WHAT NEEDS TO BE DONE: Copy out each line in the material below that has the word "components".
─── EXTRACTED RECORDS
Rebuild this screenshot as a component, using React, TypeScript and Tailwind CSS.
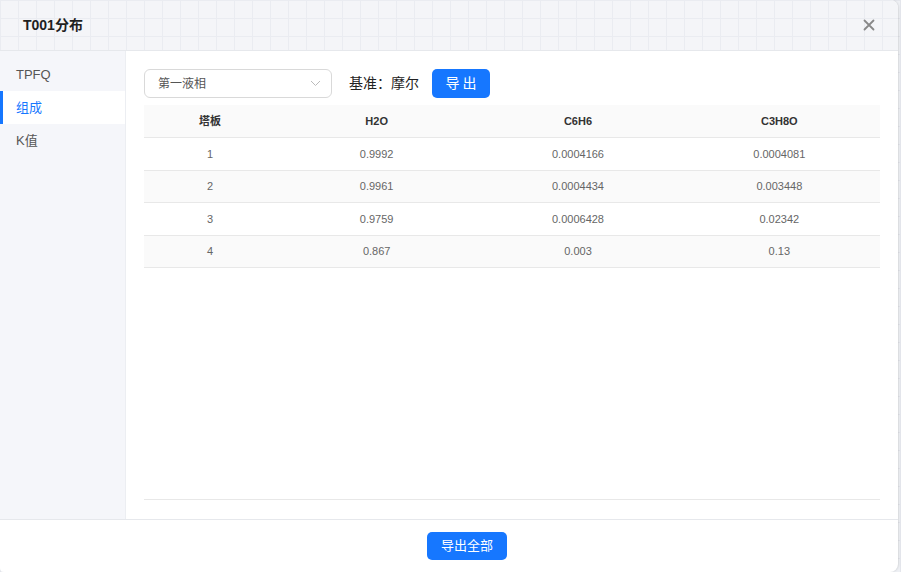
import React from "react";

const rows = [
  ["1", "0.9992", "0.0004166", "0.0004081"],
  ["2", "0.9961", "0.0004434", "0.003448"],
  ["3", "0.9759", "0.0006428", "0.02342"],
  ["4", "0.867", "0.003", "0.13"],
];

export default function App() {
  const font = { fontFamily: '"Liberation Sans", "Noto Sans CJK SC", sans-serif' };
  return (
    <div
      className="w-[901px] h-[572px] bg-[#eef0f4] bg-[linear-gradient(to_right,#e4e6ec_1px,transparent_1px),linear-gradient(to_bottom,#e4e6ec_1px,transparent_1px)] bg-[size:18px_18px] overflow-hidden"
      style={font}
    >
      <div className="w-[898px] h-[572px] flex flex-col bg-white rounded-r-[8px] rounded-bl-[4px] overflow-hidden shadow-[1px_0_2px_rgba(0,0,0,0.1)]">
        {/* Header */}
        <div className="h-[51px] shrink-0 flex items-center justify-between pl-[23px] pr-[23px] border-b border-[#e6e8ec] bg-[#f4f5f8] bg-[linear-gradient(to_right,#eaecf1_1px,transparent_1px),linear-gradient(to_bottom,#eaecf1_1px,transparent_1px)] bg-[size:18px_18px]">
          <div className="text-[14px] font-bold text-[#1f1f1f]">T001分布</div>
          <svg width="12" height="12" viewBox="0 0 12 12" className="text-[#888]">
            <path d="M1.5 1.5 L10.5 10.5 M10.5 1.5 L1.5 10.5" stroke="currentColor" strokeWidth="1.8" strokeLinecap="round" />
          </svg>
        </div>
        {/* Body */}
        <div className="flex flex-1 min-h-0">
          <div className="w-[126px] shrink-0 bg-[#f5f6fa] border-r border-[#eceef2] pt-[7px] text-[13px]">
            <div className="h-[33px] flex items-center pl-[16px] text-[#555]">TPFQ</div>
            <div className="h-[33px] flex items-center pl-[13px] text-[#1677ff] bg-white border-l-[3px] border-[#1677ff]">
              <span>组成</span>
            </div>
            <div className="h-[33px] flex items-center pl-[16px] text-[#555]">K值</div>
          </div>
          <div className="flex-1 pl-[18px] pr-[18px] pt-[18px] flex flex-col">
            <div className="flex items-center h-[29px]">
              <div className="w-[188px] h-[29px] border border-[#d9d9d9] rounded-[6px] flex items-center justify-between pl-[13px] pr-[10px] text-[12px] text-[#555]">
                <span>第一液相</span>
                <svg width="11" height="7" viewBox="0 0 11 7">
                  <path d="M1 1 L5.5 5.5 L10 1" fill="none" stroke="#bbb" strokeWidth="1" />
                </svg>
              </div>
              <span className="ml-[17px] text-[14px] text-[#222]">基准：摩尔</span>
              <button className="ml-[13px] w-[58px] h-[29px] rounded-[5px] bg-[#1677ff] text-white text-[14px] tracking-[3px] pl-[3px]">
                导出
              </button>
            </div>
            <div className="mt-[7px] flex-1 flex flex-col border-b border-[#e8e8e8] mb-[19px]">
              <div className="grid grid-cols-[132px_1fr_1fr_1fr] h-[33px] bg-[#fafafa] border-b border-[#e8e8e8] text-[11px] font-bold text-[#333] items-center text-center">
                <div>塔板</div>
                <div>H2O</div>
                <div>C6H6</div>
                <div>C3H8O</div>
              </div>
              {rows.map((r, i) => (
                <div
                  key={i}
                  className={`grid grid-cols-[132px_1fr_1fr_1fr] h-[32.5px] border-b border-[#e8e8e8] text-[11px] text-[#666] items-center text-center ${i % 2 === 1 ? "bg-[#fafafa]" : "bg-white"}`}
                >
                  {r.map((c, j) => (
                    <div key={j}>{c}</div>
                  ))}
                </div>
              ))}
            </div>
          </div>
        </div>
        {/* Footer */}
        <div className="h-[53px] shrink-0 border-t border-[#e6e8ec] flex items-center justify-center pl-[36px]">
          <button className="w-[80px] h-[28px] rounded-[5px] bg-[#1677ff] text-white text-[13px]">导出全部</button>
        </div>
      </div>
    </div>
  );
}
──────
─── EXTRACTED RECORDS
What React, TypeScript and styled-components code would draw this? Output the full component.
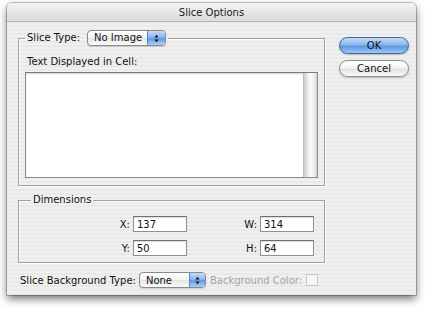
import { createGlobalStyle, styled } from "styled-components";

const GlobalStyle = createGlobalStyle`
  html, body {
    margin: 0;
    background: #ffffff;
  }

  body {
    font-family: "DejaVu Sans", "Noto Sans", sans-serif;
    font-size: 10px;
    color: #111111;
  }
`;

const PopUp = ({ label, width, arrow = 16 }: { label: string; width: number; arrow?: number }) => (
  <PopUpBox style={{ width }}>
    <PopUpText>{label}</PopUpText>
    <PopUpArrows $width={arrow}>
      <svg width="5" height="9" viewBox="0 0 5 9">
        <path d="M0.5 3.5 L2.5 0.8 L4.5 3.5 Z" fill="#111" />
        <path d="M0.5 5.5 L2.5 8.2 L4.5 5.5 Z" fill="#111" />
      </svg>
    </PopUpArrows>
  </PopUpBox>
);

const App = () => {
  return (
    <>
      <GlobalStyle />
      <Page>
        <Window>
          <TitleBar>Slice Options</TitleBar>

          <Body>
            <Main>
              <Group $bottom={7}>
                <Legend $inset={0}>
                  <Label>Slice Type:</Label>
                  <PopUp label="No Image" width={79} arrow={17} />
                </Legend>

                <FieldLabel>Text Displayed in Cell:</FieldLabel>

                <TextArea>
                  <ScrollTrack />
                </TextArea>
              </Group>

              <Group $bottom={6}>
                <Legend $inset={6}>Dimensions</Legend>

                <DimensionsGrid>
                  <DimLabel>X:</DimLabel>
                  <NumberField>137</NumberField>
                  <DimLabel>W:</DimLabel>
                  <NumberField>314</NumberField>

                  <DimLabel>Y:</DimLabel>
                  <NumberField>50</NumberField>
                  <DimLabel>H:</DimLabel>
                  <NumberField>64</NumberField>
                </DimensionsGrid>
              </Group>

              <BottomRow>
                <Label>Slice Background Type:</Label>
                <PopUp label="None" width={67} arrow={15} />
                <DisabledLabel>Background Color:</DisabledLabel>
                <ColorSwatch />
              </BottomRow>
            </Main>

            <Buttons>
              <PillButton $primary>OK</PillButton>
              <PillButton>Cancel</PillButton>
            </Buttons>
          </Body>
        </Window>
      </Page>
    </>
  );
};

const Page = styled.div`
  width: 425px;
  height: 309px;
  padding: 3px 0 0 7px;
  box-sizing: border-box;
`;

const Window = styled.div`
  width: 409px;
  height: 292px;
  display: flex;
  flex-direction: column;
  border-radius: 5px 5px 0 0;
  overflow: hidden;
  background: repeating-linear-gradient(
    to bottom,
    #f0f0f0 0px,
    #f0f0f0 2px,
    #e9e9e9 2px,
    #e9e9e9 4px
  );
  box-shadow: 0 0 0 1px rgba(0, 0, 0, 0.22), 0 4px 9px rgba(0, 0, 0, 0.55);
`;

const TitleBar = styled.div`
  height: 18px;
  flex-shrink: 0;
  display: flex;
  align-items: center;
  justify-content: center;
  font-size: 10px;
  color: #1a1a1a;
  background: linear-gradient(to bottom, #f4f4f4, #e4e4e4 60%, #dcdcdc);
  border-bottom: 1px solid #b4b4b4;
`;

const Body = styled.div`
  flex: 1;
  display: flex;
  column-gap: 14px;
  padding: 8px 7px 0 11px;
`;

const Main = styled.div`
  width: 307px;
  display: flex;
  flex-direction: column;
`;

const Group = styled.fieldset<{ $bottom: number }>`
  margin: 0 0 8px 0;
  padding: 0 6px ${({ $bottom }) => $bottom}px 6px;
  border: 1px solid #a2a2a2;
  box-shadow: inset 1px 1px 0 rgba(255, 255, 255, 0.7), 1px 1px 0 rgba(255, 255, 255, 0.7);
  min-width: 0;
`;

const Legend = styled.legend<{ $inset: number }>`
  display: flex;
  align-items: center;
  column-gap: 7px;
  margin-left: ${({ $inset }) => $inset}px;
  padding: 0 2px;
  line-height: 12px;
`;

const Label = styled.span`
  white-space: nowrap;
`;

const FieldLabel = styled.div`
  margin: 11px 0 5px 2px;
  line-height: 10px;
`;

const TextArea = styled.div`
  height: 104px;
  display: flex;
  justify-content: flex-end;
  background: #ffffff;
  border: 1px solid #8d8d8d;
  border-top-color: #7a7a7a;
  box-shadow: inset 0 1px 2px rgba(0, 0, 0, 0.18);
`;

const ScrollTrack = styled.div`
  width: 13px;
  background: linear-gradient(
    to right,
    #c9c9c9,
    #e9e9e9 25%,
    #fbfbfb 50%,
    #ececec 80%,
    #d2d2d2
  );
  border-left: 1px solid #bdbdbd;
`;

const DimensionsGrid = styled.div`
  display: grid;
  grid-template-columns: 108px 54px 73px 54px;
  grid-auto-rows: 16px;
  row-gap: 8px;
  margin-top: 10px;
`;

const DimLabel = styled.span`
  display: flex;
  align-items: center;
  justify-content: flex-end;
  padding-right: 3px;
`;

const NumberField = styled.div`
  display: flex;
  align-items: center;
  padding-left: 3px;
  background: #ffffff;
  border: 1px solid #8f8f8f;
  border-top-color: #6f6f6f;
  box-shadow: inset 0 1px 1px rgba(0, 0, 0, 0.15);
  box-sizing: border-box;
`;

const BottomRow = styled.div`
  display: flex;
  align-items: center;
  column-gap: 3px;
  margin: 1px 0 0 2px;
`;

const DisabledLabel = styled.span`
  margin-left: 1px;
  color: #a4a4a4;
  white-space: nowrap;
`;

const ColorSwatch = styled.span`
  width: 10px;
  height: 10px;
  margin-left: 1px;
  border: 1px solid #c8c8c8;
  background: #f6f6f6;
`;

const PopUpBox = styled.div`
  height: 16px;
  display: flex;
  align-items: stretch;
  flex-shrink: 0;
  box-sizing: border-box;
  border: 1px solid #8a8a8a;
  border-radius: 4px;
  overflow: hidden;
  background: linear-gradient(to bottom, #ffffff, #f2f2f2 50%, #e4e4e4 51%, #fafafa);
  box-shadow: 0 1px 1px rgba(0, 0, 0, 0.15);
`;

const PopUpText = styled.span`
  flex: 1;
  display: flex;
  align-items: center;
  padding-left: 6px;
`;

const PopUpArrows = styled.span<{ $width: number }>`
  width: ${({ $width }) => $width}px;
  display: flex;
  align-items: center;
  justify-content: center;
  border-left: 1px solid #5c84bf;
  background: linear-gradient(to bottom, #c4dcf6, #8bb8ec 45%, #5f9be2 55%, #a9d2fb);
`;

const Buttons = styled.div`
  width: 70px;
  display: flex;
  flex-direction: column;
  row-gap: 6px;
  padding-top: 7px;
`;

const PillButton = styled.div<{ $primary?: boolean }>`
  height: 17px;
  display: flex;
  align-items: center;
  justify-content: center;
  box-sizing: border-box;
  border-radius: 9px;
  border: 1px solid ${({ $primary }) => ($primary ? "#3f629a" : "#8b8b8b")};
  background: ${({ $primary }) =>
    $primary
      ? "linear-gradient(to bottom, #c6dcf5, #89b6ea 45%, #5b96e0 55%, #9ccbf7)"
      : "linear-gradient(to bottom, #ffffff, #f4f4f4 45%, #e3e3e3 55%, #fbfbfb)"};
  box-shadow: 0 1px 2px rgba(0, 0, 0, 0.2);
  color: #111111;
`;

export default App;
──────
COMPLETE ANSWER:
What React, TypeScript and styled-components code would draw this? Output the full component.
import { createGlobalStyle, styled } from "styled-components";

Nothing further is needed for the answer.